Sebagai alternatif solusi untuk akselerasi peningkatan rata-rata lama sekolah di Kabupaten Kuningan, Topic menyarankan beberapa program diantaranya sebagai berikut:
1. Himbauan kepada aparatur pemerintah dan masyarakat pada umumnya agar melanjutkan studi ke tingkat yang lebih tinggi, S1, S2, S3. Jika dimungkinkan Pemda juga memfasilitasi beasiswanya.
2. Bagi masyarakat yang masih produktif namun bukan usia sekolah, dapat didorong untuk menaikan jenjang pendidikannya melalui program pendidikan kesetaraan paket A, B, C.
Hal ini perlu dukungan regulasi dari Pemerintah Daerah, misalnya bagi perangkat Desa, Karangtaruna, dan masyarakat produktif lainnya yang pendidikan dasarnya belum ditempuh.
3. Menjaga jangan sampai ada anak putus sekolah, minimal hingga tamat SLTA
4. Memfasilitasi pendidikan kesetaraan bagi santri pondok-pondok pesantren yang santrinya hanya mesantren dan tidak sekolah. Tentu dalam hal ini Pemda harus memiliki data pondok pesantren yang ada dan melakukan suvervisi lapangan untuk mendata secara baik sesuai fakta lapangan.

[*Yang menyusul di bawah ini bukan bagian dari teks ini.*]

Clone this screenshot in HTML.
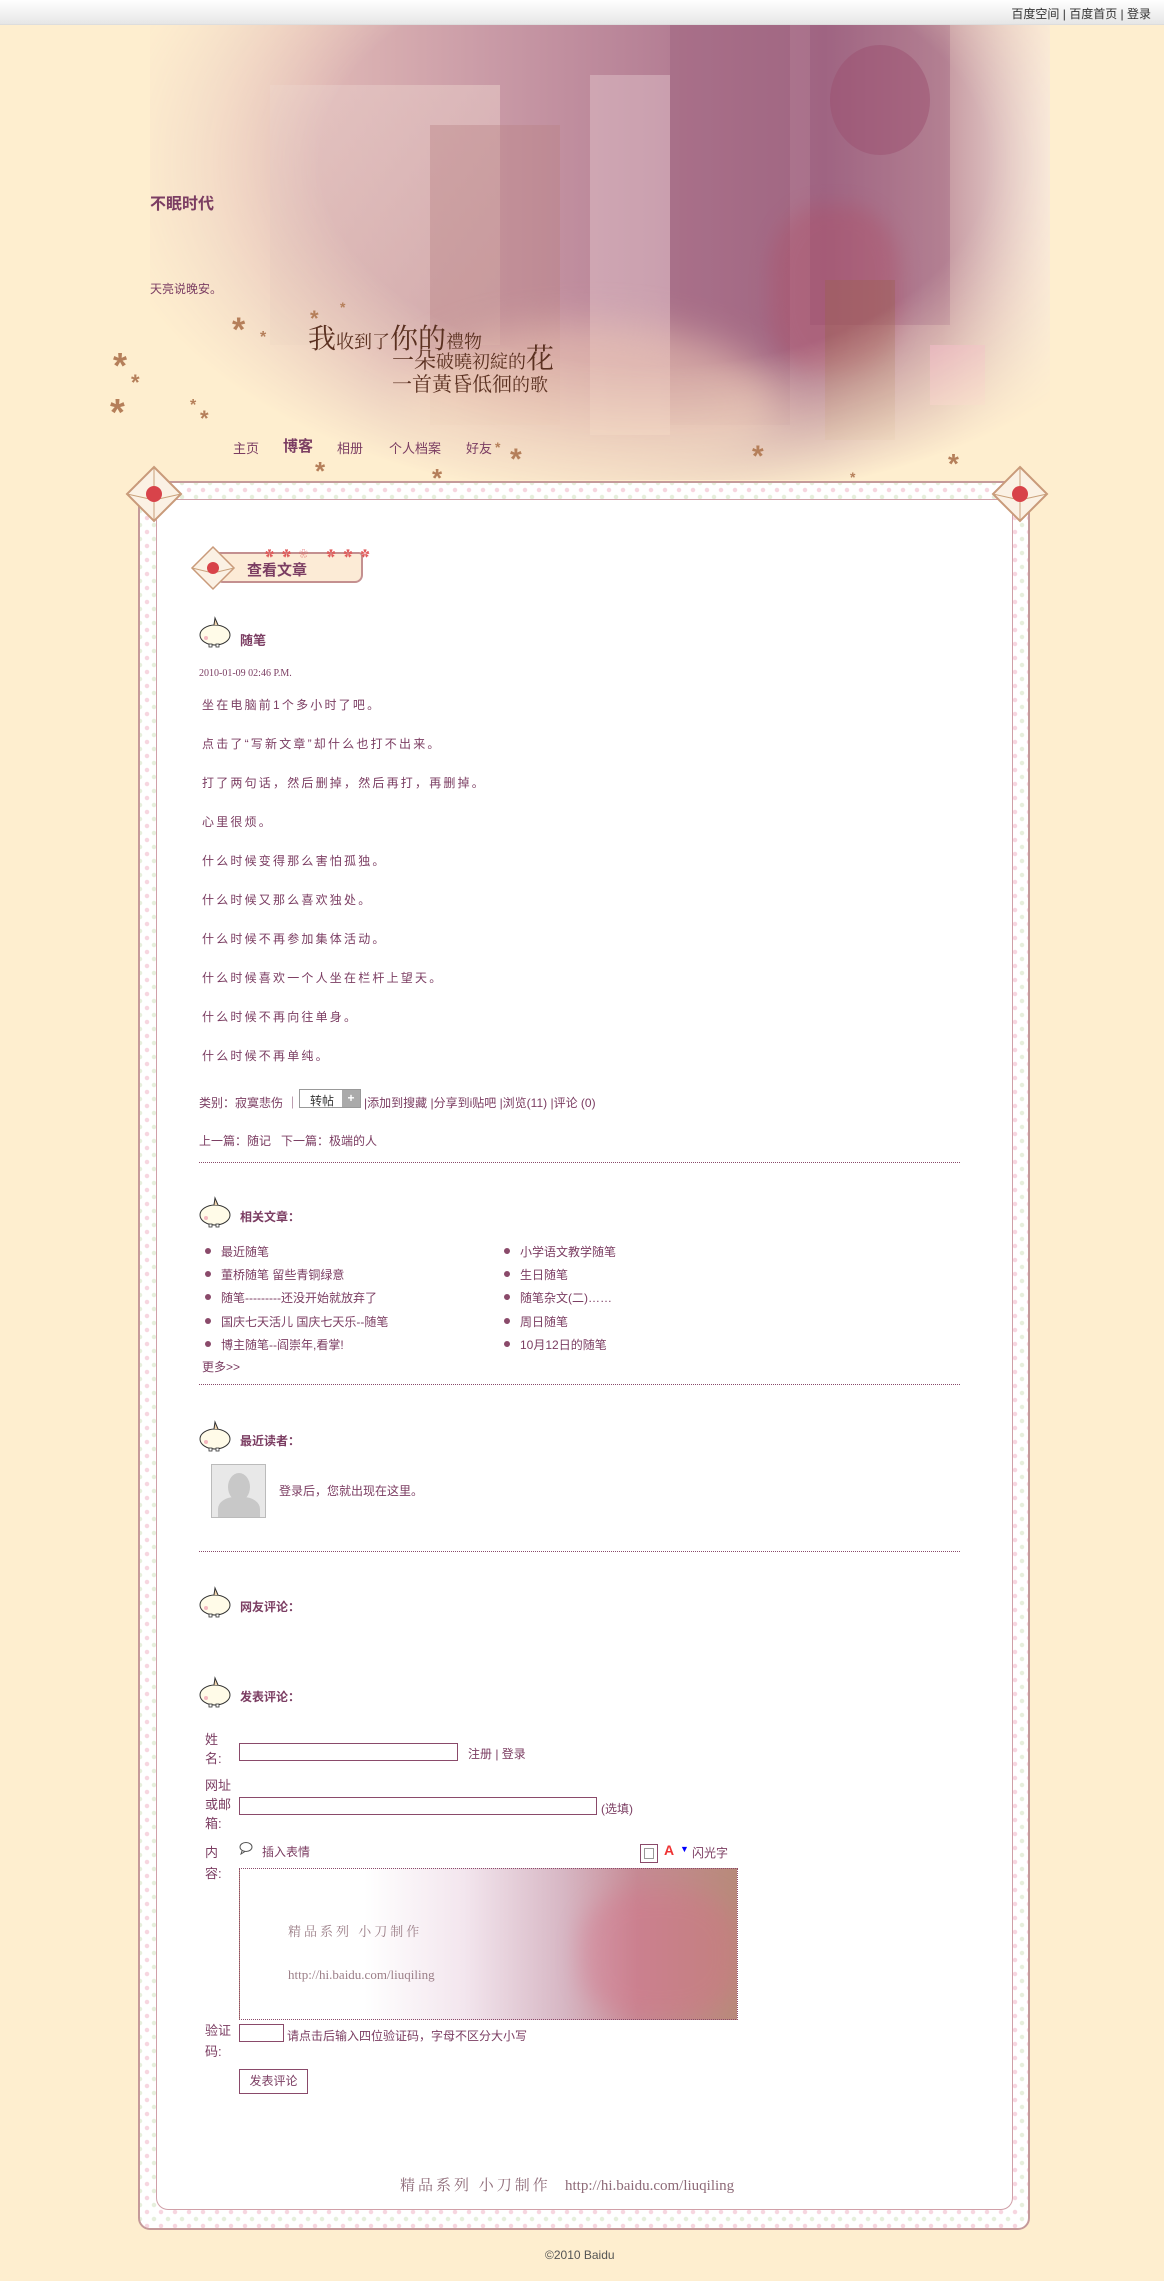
<!DOCTYPE html>
<html><head><meta charset="utf-8">
<style>
*{margin:0;padding:0;box-sizing:border-box}
body{width:1164px;height:2281px;background:#feeecf;position:relative;overflow:hidden;font-family:"Liberation Sans","Noto Sans CJK SC",sans-serif;color:#7b3d62;font-size:12px}
.a{position:absolute;white-space:nowrap}
#top{position:absolute;left:0;top:0;width:1164px;height:25px;background:linear-gradient(#fff,#e6e6e6);border-bottom:1px solid #ddd}
.star{position:absolute;color:#b57f5a;font-family:"Liberation Sans",sans-serif;font-weight:bold;line-height:1}
.hd{position:absolute;font-weight:bold;font-size:12px;color:#7b3d62}
.p{position:absolute;left:202px;font-size:12px;letter-spacing:2.2px;color:#7b3d62}
.dot{position:absolute;left:199px;width:761px;border-top:1px dotted #8a4a6a}
.li{position:absolute;font-size:12px}
.li:before{content:"";position:absolute;left:-16px;top:5px;width:6px;height:6px;border-radius:50%;background:#8a4a6a}
input.in{position:absolute;border:1px solid #8a4a6a;background:#fff;height:18px}
#art{position:absolute;left:150px;top:25px;width:900px;height:455px;
background:linear-gradient(90deg,#f2d9c8 0%,#e0b9b6 18%,#c99aa6 38%,#b47e94 58%,#a8708a 75%,#c497a0 88%,#f6e6dc 100%);
-webkit-mask-image:radial-gradient(ellipse 62% 75% at 56% 30%,#000 60%,transparent 100%);
mask-image:radial-gradient(ellipse 62% 75% at 56% 30%,#000 60%,transparent 100%)}
.pl{position:absolute;white-space:nowrap;font-family:'Liberation Serif','Noto Serif CJK SC',serif;color:#5a3020;line-height:1}
</style></head><body>
<div id="top"></div>
<div class="a" style="right:13px;top:5px;font-size:12px;color:#333">百度空间 | 百度首页 | 登录</div>

<div id="art">
<div class="a" style="left:120px;top:60px;width:230px;height:260px;background:linear-gradient(#e6c9c6,#d7b3b0);opacity:.6"></div>
<div class="a" style="left:280px;top:100px;width:130px;height:300px;background:#b98384;opacity:.4"></div>
<div class="a" style="left:440px;top:50px;width:80px;height:360px;background:#e5c8cf;opacity:.45"></div>
<div class="a" style="left:520px;top:0;width:120px;height:400px;background:#8e5070;opacity:.3"></div>
<div class="a" style="left:660px;top:0;width:140px;height:300px;background:#8c4a70;opacity:.3"></div>
<div class="a" style="left:680px;top:20px;width:100px;height:110px;border-radius:50%;background:#9c4f70;opacity:.5"></div>
<div class="a" style="left:250px;top:300px;width:380px;height:160px;border-radius:50%;background:#eec8b4;opacity:.6;filter:blur(20px)"></div>
<div class="a" style="left:620px;top:180px;width:130px;height:170px;border-radius:40%;background:#b14c63;opacity:.35;filter:blur(10px)"></div>
<div class="a" style="left:675px;top:255px;width:70px;height:160px;background:#9a6250;opacity:.4"></div>
<div class="a" style="left:780px;top:320px;width:55px;height:60px;background:#e4a0be;opacity:.7"></div>
</div>

<div class="a" style="left:150px;top:190px;font-size:16px;font-weight:bold;color:#7b3d62">不眠时代</div>
<div class="a" style="left:150px;top:280px;font-size:12px;color:#7b3d62">天亮说晚安。</div>
<div class="pl" style="left:308px;top:326px"><span style="font-size:28px">我</span><span style="font-size:18px">收到了</span><span style="font-size:28px">你的</span><span style="font-size:18px">禮物</span></div>
<div class="pl" style="left:392px;top:346px"><span style="font-size:22px">一朵</span><span style="font-size:18px">破曉初綻的</span><span style="font-size:28px">花</span></div>
<div class="pl" style="left:392px;top:375px;font-size:20px">一首黃昏低徊<span style="font-size:18px">的歌</span></div>

<div class="a" style="left:233px;top:438px;font-size:13px">主页</div>
<div class="a" style="left:283px;top:435px;font-size:15px;font-weight:bold">博客</div>
<div class="a" style="left:337px;top:438px;font-size:13px">相册</div>
<div class="a" style="left:389px;top:438px;font-size:13px">个人档案</div>
<div class="a" style="left:466px;top:438px;font-size:13px">好友</div>

<div class="star" style="left:232px;top:313px;font-size:34px">*</div>
<div class="star" style="left:260px;top:330px;font-size:16px">*</div>
<div class="star" style="left:113px;top:348px;font-size:36px">*</div>
<div class="star" style="left:131px;top:372px;font-size:22px">*</div>
<div class="star" style="left:110px;top:394px;font-size:38px">*</div>
<div class="star" style="left:190px;top:398px;font-size:16px">*</div>
<div class="star" style="left:200px;top:408px;font-size:22px">*</div>
<div class="star" style="left:310px;top:308px;font-size:22px">*</div>
<div class="star" style="left:340px;top:300px;font-size:14px">*</div>
<div class="star" style="left:510px;top:445px;font-size:30px">*</div>
<div class="star" style="left:495px;top:440px;font-size:14px">*</div>
<div class="star" style="left:315px;top:458px;font-size:26px">*</div>
<div class="star" style="left:432px;top:465px;font-size:26px">*</div>
<div class="star" style="left:345px;top:497px;font-size:20px">*</div>
<div class="star" style="left:752px;top:442px;font-size:30px">*</div>
<div class="star" style="left:850px;top:470px;font-size:14px">*</div>
<div class="star" style="left:840px;top:480px;font-size:22px">*</div>
<div class="star" style="left:948px;top:450px;font-size:28px">*</div>
<div class="star" style="left:922px;top:490px;font-size:18px">*</div>

<div class="a" style="left:138px;top:481px;width:892px;height:1749px;border:2px solid #c59a9a;border-radius:0 0 12px 12px;background:#fff;background-image:radial-gradient(circle,#f7d6e0 2px,transparent 2.5px),radial-gradient(circle,#e6efdc 2px,transparent 2.5px);background-size:14px 14px;background-position:0 0,7px 7px"></div>
<div class="a" style="left:156px;top:499px;width:857px;height:1711px;border:1px solid #d0a0a8;border-radius:0 0 12px 12px;background:#fff"></div>
<svg class="a" style="left:124px;top:464px" width="60" height="60" viewBox="0 0 60 60"><path d="M30 3 L57 30 L30 57 L3 30Z" fill="#fbf1e4" stroke="#c99a7a" stroke-width="2"/><path d="M3 30 L30 36 L57 30 M30 3 L30 57" stroke="#c9a07a" fill="none"/><circle cx="30" cy="30" r="8" fill="#d8434a"/></svg>
<svg class="a" style="left:990px;top:464px" width="60" height="60" viewBox="0 0 60 60"><path d="M30 3 L57 30 L30 57 L3 30Z" fill="#fbf1e4" stroke="#c99a7a" stroke-width="2"/><path d="M3 30 L30 36 L57 30 M30 3 L30 57" stroke="#c9a07a" fill="none"/><circle cx="30" cy="30" r="8" fill="#d8434a"/></svg>

<div class="a" style="left:215px;top:552px;width:148px;height:31px;border:2px solid #c49090;border-radius:0 4px 8px 8px;background:#fcebd6"></div>
<svg class="a" style="left:190px;top:545px" width="46" height="46" viewBox="0 0 46 46"><path d="M23 2 L44 23 L23 44 L2 23Z" fill="#fbf1e4" stroke="#c99a7a" stroke-width="1.5"/><path d="M2 23 L23 28 L44 23" stroke="#c9a07a" fill="none"/><circle cx="23" cy="23" r="6" fill="#d8434a"/></svg>
<div class="a" style="left:265px;top:547px;font-size:9px;color:#e05a5a;letter-spacing:8px">✿✿❀ ✿✿✿</div>
<div class="a" style="left:247px;top:559px;font-size:15px;font-weight:bold;color:#7b3d62">查看文章</div>

<svg width="0" height="0" style="position:absolute"><defs><g id="rb"><ellipse cx="16" cy="19" rx="15" ry="10" fill="#fffbe8" stroke="#333" stroke-width="1"/><path d="M15 9 L16 2 L19 9" fill="#f4d7b0" stroke="#333" stroke-width="1"/><circle cx="7" cy="22" r="2" fill="#f5b8c0"/><rect x="10" y="28" width="3" height="3" fill="#fff" stroke="#333" stroke-width=".8"/><rect x="17" y="28" width="3" height="3" fill="#fff" stroke="#333" stroke-width=".8"/></g></defs></svg>
<svg class="a" style="left:199px;top:616px" width="34" height="34"><use href="#rb"/></svg>
<div class="hd" style="left:240px;top:630px;font-size:13px">随笔</div>
<div class="a" style="left:199px;top:668px;font-size:10px;font-family:'Liberation Serif',serif">2010-01-09 02:46 P.M.</div>

<div class="p" style="top:696px">坐在电脑前1个多小时了吧。</div>
<div class="p" style="top:735px">点击了“写新文章”却什么也打不出来。</div>
<div class="p" style="top:774px">打了两句话，然后删掉，然后再打，再删掉。</div>
<div class="p" style="top:813px">心里很烦。</div>
<div class="p" style="top:852px">什么时候变得那么害怕孤独。</div>
<div class="p" style="top:891px">什么时候又那么喜欢独处。</div>
<div class="p" style="top:930px">什么时候不再参加集体活动。</div>
<div class="p" style="top:969px">什么时候喜欢一个人坐在栏杆上望天。</div>
<div class="p" style="top:1008px">什么时候不再向往单身。</div>
<div class="p" style="top:1047px">什么时候不再单纯。</div>

<div class="a" style="left:199px;top:1094px">类别：寂寞悲伤 ｜</div>
<div class="a" style="left:299px;top:1089px;width:62px;height:19px;border:1px solid #999;background:#fff;font-size:12px;color:#333;padding:2px 0 0 10px">转帖<span style="position:absolute;right:0;top:0;width:18px;height:17px;background:#aaa;color:#fff;text-align:center;font-weight:bold;line-height:17px">+</span></div>
<div class="a" style="left:364px;top:1094px">|添加到搜藏 |分享到i贴吧 |浏览(11) |评论 (0)</div>
<div class="a" style="left:199px;top:1132px">上一篇：随记 &nbsp; 下一篇：极端的人</div>
<div class="dot" style="top:1162px"></div>

<svg class="a" style="left:199px;top:1196px" width="34" height="34"><use href="#rb"/></svg>
<div class="hd" style="left:240px;top:1208px">相关文章：</div>
<div class="li" style="left:221px;top:1243px">最近随笔</div>
<div class="li" style="left:221px;top:1266px">董桥随笔 留些青铜绿意</div>
<div class="li" style="left:221px;top:1289px">随笔---------还没开始就放弃了</div>
<div class="li" style="left:221px;top:1313px">国庆七天活儿 国庆七天乐--随笔</div>
<div class="li" style="left:221px;top:1336px">博主随笔--阎崇年,看掌!</div>
<div class="li" style="left:520px;top:1243px">小学语文教学随笔</div>
<div class="li" style="left:520px;top:1266px">生日随笔</div>
<div class="li" style="left:520px;top:1289px">随笔杂文(二)……</div>
<div class="li" style="left:520px;top:1313px">周日随笔</div>
<div class="li" style="left:520px;top:1336px">10月12日的随笔</div>
<div class="a" style="left:202px;top:1358px">更多>></div>
<div class="dot" style="top:1384px"></div>

<svg class="a" style="left:199px;top:1420px" width="34" height="34"><use href="#rb"/></svg>
<div class="hd" style="left:240px;top:1432px">最近读者：</div>
<div class="a" style="left:211px;top:1464px;width:55px;height:54px;border:1px solid #bbb;background:#e8e8e8;overflow:hidden"><div style="position:absolute;left:16px;top:8px;width:22px;height:28px;border-radius:50%;background:#c8c8c8"></div><div style="position:absolute;left:6px;top:32px;width:42px;height:30px;border-radius:40% 40% 0 0;background:#c8c8c8"></div></div>
<div class="a" style="left:279px;top:1482px">登录后，您就出现在这里。</div>
<div class="dot" style="top:1551px"></div>

<svg class="a" style="left:199px;top:1586px" width="34" height="34"><use href="#rb"/></svg>
<div class="hd" style="left:240px;top:1598px">网友评论：</div>
<svg class="a" style="left:199px;top:1676px" width="34" height="34"><use href="#rb"/></svg>
<div class="hd" style="left:240px;top:1688px">发表评论：</div>

<div class="a" style="left:205px;top:1730px;font-size:13px;line-height:19px;white-space:normal;width:20px">姓名:</div>
<input class="in" style="left:239px;top:1743px;width:219px">
<div class="a" style="left:468px;top:1745px">注册 | 登录</div>
<div class="a" style="left:205px;top:1776px;font-size:13px;line-height:19px;white-space:normal;width:28px">网址或邮箱:</div>
<input class="in" style="left:239px;top:1797px;width:358px">
<div class="a" style="left:601px;top:1800px">(选填)</div>
<div class="a" style="left:205px;top:1842px;font-size:13px;line-height:21px;white-space:normal;width:18px">内容:</div>
<svg class="a" style="left:238px;top:1841px" width="16" height="14" viewBox="0 0 16 14"><ellipse cx="8" cy="6" rx="6" ry="4.5" fill="none" stroke="#555"/><path d="M4 10 L3 13 L7 10.5" fill="none" stroke="#555"/></svg>
<div class="a" style="left:262px;top:1843px">插入表情</div>
<div class="a" style="left:640px;top:1844px;width:18px;height:19px;border:1px solid #8a4a6a;background:#fff"><div style="margin:3px;width:10px;height:11px;border:1px solid #999"></div></div>
<div class="a" style="left:664px;top:1842px;font-weight:bold;font-size:14px;color:#e33">A</div>
<div class="a" style="left:680px;top:1844px;color:#00f;font-size:9px">▼</div>
<div class="a" style="left:692px;top:1844px">闪光字</div>
<div class="a" style="left:239px;top:1868px;width:499px;height:152px;border:1px dotted #8a4a6a;background:linear-gradient(90deg,#fff 0%,#fff 25%,#f3e6ee 45%,#d7b7c4 65%,#c68a94 80%,#b88a7a 100%);overflow:hidden">
<div style="position:absolute;left:340px;top:20px;width:160px;height:130px;border-radius:40%;background:#d66f86;opacity:.35;filter:blur(12px)"></div>
<div style="position:absolute;left:48px;top:52px;color:#9c7f88;font-family:'Liberation Serif','Noto Serif CJK SC',serif;font-size:13px;letter-spacing:3px">精品系列 小刀制作</div>
<div style="position:absolute;left:48px;top:98px;color:#9c7f88;font-family:'Liberation Serif',serif;font-size:13px">http://hi.baidu.com/liuqiling</div>
</div>
<div class="a" style="left:205px;top:2020px;font-size:13px;line-height:21px;white-space:normal;width:28px">验证码:</div>
<input class="in" style="left:239px;top:2024px;width:45px">
<div class="a" style="left:287px;top:2027px">请点击后输入四位验证码，字母不区分大小写</div>
<div class="a" style="left:239px;top:2069px;width:69px;height:25px;border:1px solid #8a4a6a;background:#fff;text-align:center;line-height:22px">发表评论</div>

<div class="a" style="left:400px;top:2174px;color:#8e6b78;font-family:'Liberation Serif','Noto Serif CJK SC',serif;font-size:15px;letter-spacing:3px">精品系列 小刀制作 <span style="letter-spacing:0">&nbsp; http://hi.baidu.com/liuqiling</span></div>
<div class="a" style="left:545px;top:2248px;color:#555;font-size:12px">©2010 Baidu</div>
</body></html>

5. Tekan biaya pendidikan agar benar-benar terjangkau oleh masyarakat, hal ini walaupun sudah ada dana bos, tapi di beberapa lembaga pendidikan yang diselenggarakan oleh masyarakat maupun pemerintah masih ada beban biaya yang harus dipenuhi, tentu sepanjang logis dan tidak menyalahi regulasi memang sah-sah saja, namun sekiranya bisa diminimalisir maka ini akan jauh lebih baik lagi.